The calculus of communicating systems (CCS) is a process calculus introduced by Robin Milner around 1980 and the title of a book describing the calculus. Its actions model indivisible communications between exactly two participants. The formal language includes primitives for describing parallel composition, summation between actions and scope restriction. CCS is useful for evaluating the qualitative correctness of properties of a system such as deadlock or livelock.

According to Milner, "There is nothing canonical about the choice of the basic combinators, even though they were chosen with great attention to economy. What characterises our calculus is not the exact choice of combinators, but rather the choice of interpretation and of mathematical framework".

The expressions of the language are interpreted as a labelled transition system.

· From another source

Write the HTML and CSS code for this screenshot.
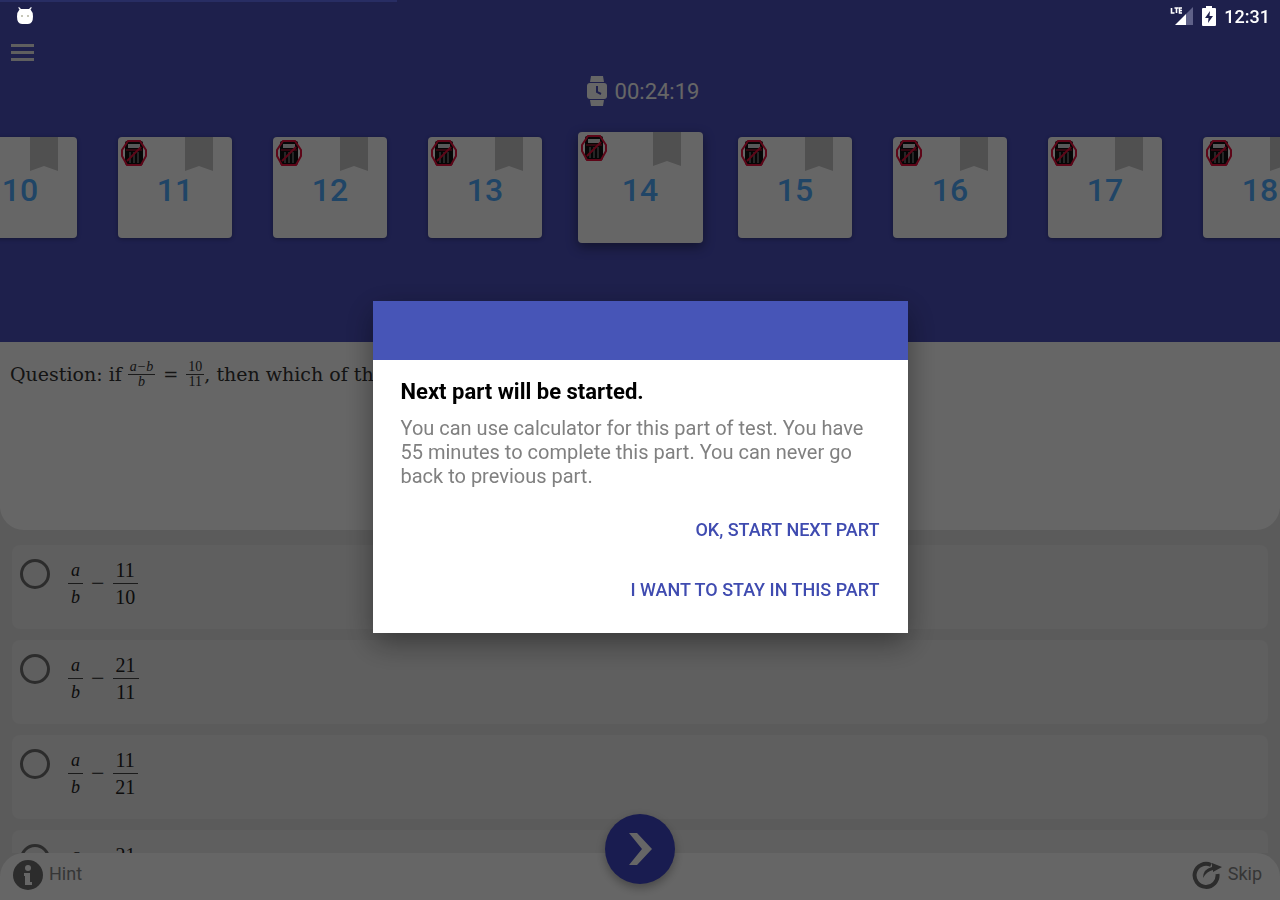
FILE: index.html
```html
<!DOCTYPE html>
<html lang="en">
<head>
    <meta charset="UTF-8">
    <meta name="viewport" content="width=device-width, initial-scale=1.0">
    <title>Practice Test</title>
    <link rel="stylesheet" href="styles.css">
</head>
<body>
    <!-- Shared icons -->
    <svg class="sprite" width="0" height="0">
        <symbol id="no-calc" viewBox="0 0 26 28">
            <rect x="4" y="2" width="18" height="24" rx="2" fill="#111"/>
            <rect x="7" y="5" width="12" height="4" fill="#ddd"/>
            <path d="M9 13v11M13 13v11M17 13v11" stroke="#aaa" stroke-width="1"/>
            <path d="M7 2h12l6 9v6l-5 9H6l-5-9v-6z" fill="none" stroke="#e8103c" stroke-width="2"/>
            <path d="M5 11h16" stroke="#e8103c" stroke-width="1"/>
            <path d="M6 22L20 8" stroke="#e8103c" stroke-width="2"/>
        </symbol>
        <symbol id="bookmark" viewBox="0 0 28 34">
            <path d="M0 0h28v34l-14-5-14 5z" fill="#c8c8c8"/>
        </symbol>
    </svg>

    <div class="status-bar">
        <svg width="18" height="18" viewBox="0 0 18 18">
            <path d="M3 0l2 2h8l2-2 .8.8-1.3 1.7Q17 5 17 9.500Q17 17 12 17H6Q1 17 1 9.500Q1 5 3.500 2.500L2.200.8z" fill="#fff"/>
            <circle cx="6" cy="9" r="1" fill="#b5b5a0"/>
            <circle cx="12" cy="9" r="1" fill="#b5b5a0"/>
        </svg>
        <div class="status-right">
            <svg width="24" height="20" viewBox="0 0 24 20">
                <path d="M23 1v18h-7V8z" fill="#5f6188"/>
                <path d="M16 8v11H5z" fill="#fff"/>
                <path d="M1.500 2v5h3M4.500 2h4M6.500 2v5M12 2H9.500v5H12M9.500 4.500H12" fill="none" stroke="#fff" stroke-width="1.600"/>
            </svg>
            <svg width="14" height="20" viewBox="0 0 14 20">
                <path d="M4 0h6v2h3q1 0 1 1v16q0 1-1 1H1q-1 0-1-1V3q0-1 1-1h3z" fill="#fff"/>
                <path d="M8 5l-5 7h3.500L6 17l5-7H7.500z" fill="#1e204c"/>
            </svg>
            <span>12:31</span>
        </div>
    </div>

    <div class="app">
        <header>
            <div class="progress"></div>
            <button type="button" class="menu" aria-label="Menu">
                <span></span><span></span><span></span>
            </button>
            <div class="timer">
                <svg width="20" height="32" viewBox="0 0 20 32">
                    <path d="M4 1h12l1 6H3zM3 25h14l-1 6H4z" fill="#fff"/>
                    <rect x="0" y="8" width="20" height="16" rx="3" fill="#fff"/>
                    <path d="M10 11v6l4 2" fill="none" stroke="#4b50be" stroke-width="2"/>
                </svg>
                <span>00:24:19</span>
            </div>
            <ol class="tiles" id="tiles"></ol>
        </header>

        <main>
            <section class="question">
                <span>Question: if</span>
                <span class="frac"><i>a−b</i><i>b</i></span>
                <span class="eq">=</span>
                <span class="frac"><span>10</span><span>11</span></span><span>, then which of th</span>
            </section>
            <section class="answers" id="answers"></section>
        </main>

        <footer>
            <button type="button" class="foot-btn">
                <svg width="30" height="30" viewBox="0 0 30 30">
                    <circle cx="15" cy="15" r="15" fill="#6e6e6e"/>
                    <circle cx="15" cy="8" r="3" fill="#fff"/>
                    <path d="M11 13h6v9h2v3h-7v-9h-1z" fill="#fff"/>
                </svg>
                Hint
            </button>
            <button type="button" class="next" aria-label="Next question">
                <svg width="70" height="70" viewBox="0 0 70 70">
                    <path d="M24 19h8l15 16-15 16h-8l13-16z" fill="#fff"/>
                </svg>
            </button>
            <button type="button" class="foot-btn">
                <svg width="30" height="30" viewBox="0 0 30 30">
                    <path d="M19 5A11.500 11.500 0 1 0 25.500 14" fill="none" stroke="#6e6e6e" stroke-width="4"/>
                    <path d="M11 18q0-9 9-11V3l10 4-9 5v-2q-6 1-10 8z" fill="#6e6e6e"/>
                </svg>
                Skip
            </button>
        </footer>
    </div>

    <div class="overlay">
        <div class="dialog" role="dialog" aria-labelledby="dialogTitle">
            <div class="dialog-bar"></div>
            <div class="dialog-body">
                <h2 id="dialogTitle">Next part will be started.</h2>
                <p>You can use calculator for this part of test. You have 55 minutes to complete this part. You can never go back to previous part.</p>
                <button type="button">OK, START NEXT PART</button>
                <button type="button">I WANT TO STAY IN THIS PART</button>
            </div>
        </div>
    </div>

    <script>
        // Question tiles
        const current = 14;
        let tiles = '';
        for (let n = 10; n <= 18; n++) {
            tiles += `
                <li>
                    <button type="button" class="tile${n === current ? ' active' : ''}">
                        <svg class="calc" width="26" height="28"><use href="#no-calc"/></svg>
                        <svg class="mark" width="28" height="34"><use href="#bookmark"/></svg>
                        ${n}
                    </button>
                </li>`;
        }
        document.getElementById('tiles').innerHTML = tiles;

        // Answer options
        const options = [[11, 10], [21, 11], [11, 21], [21, 10]];
        document.getElementById('answers').innerHTML = options.map(([top, bottom]) => `
            <label class="answer">
                <input type="radio" name="answer">
                <span class="frac"><i>a</i><i>b</i></span>
                <span class="eq">−</span>
                <span class="frac"><span>${top}</span><span>${bottom}</span></span>
            </label>`).join('');
    </script>
</body>
</html>
```

FILE: styles.css
```css
* {
    box-sizing: border-box;
}

body {
    margin: 0;
    font-family: Roboto, sans-serif;
    background-color: #e4e4e4;
}

button {
    border: none;
    background: none;
    padding: 0;
    font-family: inherit;
    cursor: pointer;
}

.sprite {
    position: absolute;
}

/* Status bar stays above the dimmed screen */
.status-bar {
    position: fixed;
    top: 0;
    left: 0;
    right: 0;
    z-index: 20;
    height: 32px;
    padding: 0 10px 0 16px;
    display: flex;
    justify-content: space-between;
    align-items: center;
}

.status-right {
    display: flex;
    align-items: center;
    gap: 8px;
    color: #fff;
    font-size: 18px;
    font-weight: 500;
}

.app {
    height: 100vh;
    display: flex;
    flex-direction: column;
    overflow: hidden;
}

header {
    background-color: #4b50be;
    padding-bottom: 99px;
}

.progress {
    width: 31%;
    height: 2px;
    background-color: #6470f8;
}

.menu {
    display: flex;
    flex-direction: column;
    gap: 4px;
    margin: 42px 0 0 11px;
}

.menu span {
    width: 23px;
    height: 3px;
    background-color: #eee;
}

.timer {
    display: flex;
    justify-content: center;
    align-items: center;
    gap: 8px;
    height: 32px;
    margin: 14px 0 25px;
    padding-left: 6px;
    color: #fff;
    font-size: 22px;
}

.tiles {
    list-style: none;
    margin: 0;
    padding: 0;
    display: flex;
    justify-content: center;
    align-items: center;
    height: 111px;
}

.tiles li {
    flex: 0 0 155px;
    display: flex;
    justify-content: center;
}

.tile {
    position: relative;
    width: 114px;
    height: 101px;
    padding-top: 4px;
    border-radius: 4px;
    background-color: #fff;
    box-shadow: 0 1px 4px rgba(0, 0, 0, 0.3);
    color: #50acff;
    font-size: 32px;
    font-weight: 500;
}

.tile.active {
    width: 125px;
    height: 111px;
    box-shadow: 0 4px 12px rgba(0, 0, 0, 0.4);
}

.tile .calc {
    position: absolute;
    top: 2px;
    left: 3px;
}

.tile .mark {
    position: absolute;
    top: 0;
    right: 19px;
}

.tile.active .mark {
    right: 22px;
}

main {
    flex: 1;
    min-height: 0;
    overflow: hidden;
}

.question {
    display: flex;
    align-items: center;
    height: 188px;
    padding: 0 10px 124px;
    border-radius: 0 0 24px 24px;
    background-color: #fff;
    color: #333;
    font-family: "DejaVu Serif", serif;
    font-size: 19px;
    white-space: nowrap;
}

.frac {
    display: inline-flex;
    flex-direction: column;
    align-items: center;
    font-family: "Liberation Serif", serif;
}

.frac > :first-child {
    border-bottom: 1px solid #444;
    padding: 0 2px;
}

.question .frac {
    margin: 0 0 0 6px;
    font-size: 14px;
    line-height: 14px;
}

.question .eq {
    margin: 0 2px 0 8px;
    font-size: 18px;
}

.answers {
    padding: 15px 12px 0;
    display: flex;
    flex-direction: column;
    gap: 11px;
}

.answer {
    display: flex;
    align-items: flex-start;
    flex: 0 0 84px;
    padding: 12px 8px;
    border-radius: 8px;
    background-color: #ededed;
    color: #222;
}

.answer input {
    appearance: none;
    width: 30px;
    height: 30px;
    margin: 2px 18px 0 0;
    border: 3px solid #6e6e6e;
    border-radius: 50%;
}

.answer .frac {
    font-size: 20px;
    line-height: 26px;
}

.answer .frac > :first-child {
    padding: 0 3px;
}

.answer .frac i {
    font-size: 18px;
}

.answer .eq {
    margin: 0 8px;
    font-family: "Liberation Serif", serif;
    font-size: 24px;
    line-height: 52px;
}

footer {
    position: relative;
    display: flex;
    justify-content: space-between;
    height: 47px;
    padding: 0 18px 0 13px;
    border-radius: 24px 24px 0 0;
    background-color: #fff;
}

.foot-btn {
    display: flex;
    align-items: center;
    gap: 6px;
    height: 40px;
    color: #888;
    font-size: 18px;
}

.foot-btn svg {
    margin-top: 4px;
}

/* Floating button over the footer edge */
.next {
    position: absolute;
    left: 50%;
    bottom: 16px;
    width: 70px;
    height: 70px;
    margin-left: -35px;
    border-radius: 50%;
    background-color: #3f46c8;
    box-shadow: 0 4px 10px rgba(0, 0, 0, 0.3);
}

.overlay {
    position: fixed;
    inset: 0;
    z-index: 10;
    display: flex;
    justify-content: center;
    align-items: center;
    padding-top: 34px;
    background-color: rgba(0, 0, 0, 0.6);
}

.dialog {
    width: 90%;
    max-width: 535px;
    background-color: #fff;
    box-shadow: 0 10px 28px rgba(0, 0, 0, 0.4);
}

.dialog-bar {
    height: 59px;
    background-color: #4755b7;
}

.dialog-body {
    display: flex;
    flex-direction: column;
    align-items: flex-end;
    gap: 12px;
    padding: 20px 28px 20px;
}

.dialog h2 {
    align-self: stretch;
    margin: 0;
    color: #000;
    font-size: 22px;
    font-weight: 700;
    line-height: 24px;
}

.dialog p {
    align-self: stretch;
    margin: 0 0 5px;
    color: #808080;
    font-size: 20px;
    line-height: 24px;
}

.dialog button {
    height: 48px;
    color: #3f4bb0;
    font-size: 18px;
    font-weight: 500;
}
```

Between these models, bisimilarity is used as a semantic equivalence.

==Syntax==

Given a set of action names, the set of CCS processes is defined by the following BNF grammar:

$P ::= 0\,\,\, | \,\,\,a.P_1\,\,\, | \,\,\,$ref $A\,\,\, | \,\,\,P_1+P_2\,\,\, | \,\,\,P_1|P_2\,\,\, | \,\,\,P_1[b/a]\,\,\, | \,\,\,P_1{\backslash}a\,\,\,$

The parts of the syntax are, in the order given above

- inactive process
  the inactive process $0$ is a valid CCS process
- action
  the process $a.P_1$ can perform an action $a$ and continue as the process $P_1$
- process identifier
  define $A \overset{\underset{\mathrm{def}}{}}{=} P_1$, and then use the identifier $A$ to refer to the process $P_1$ (which may contain the identifier $A$ itself, i.e., recursive definitions are allowed)
- summation
  the process $P_1+P_2$ can proceed either as the process $P_1$ or the process $P_2$
- parallel composition
  $P_1|P_2$ tells that processes $P_1$ and $P_2$ exist simultaneously
- renaming
  $P_1[b/a]$ is the process $P_1$ with all actions named $a$ renamed as $b$
- restriction
  $P_1{\backslash}a$ is the process $P_1$ without action $a$

==Related calculi, models, and languages==
- Communicating sequential processes (CSP), developed by Tony Hoare, is a formal language that arose at a similar time to CCS.
- The Algebra of Communicating Processes (ACP) was developed by Jan Bergstra and Jan Willem Klop in 1982, and uses an axiomatic approach (in the style of Universal algebra) to reason about a similar class of processes as CCS.
- The pi-calculus, developed by Robin Milner, Joachim Parrow, and David Walker in the late 80's extends CCS with mobility of communication links, by allowing processes to communicate the names of communication channels themselves.
- PEPA, developed by Jane Hillston introduces activity timing in terms of exponentially distributed rates and probabilistic choice, allowing performance metrics to be evaluated.
- Reversible Communicating Concurrent Systems (RCCS) introduced by Vincent Danos, Jean Krivine, and others, introduces (partial) reversibility in the execution of CCS processes.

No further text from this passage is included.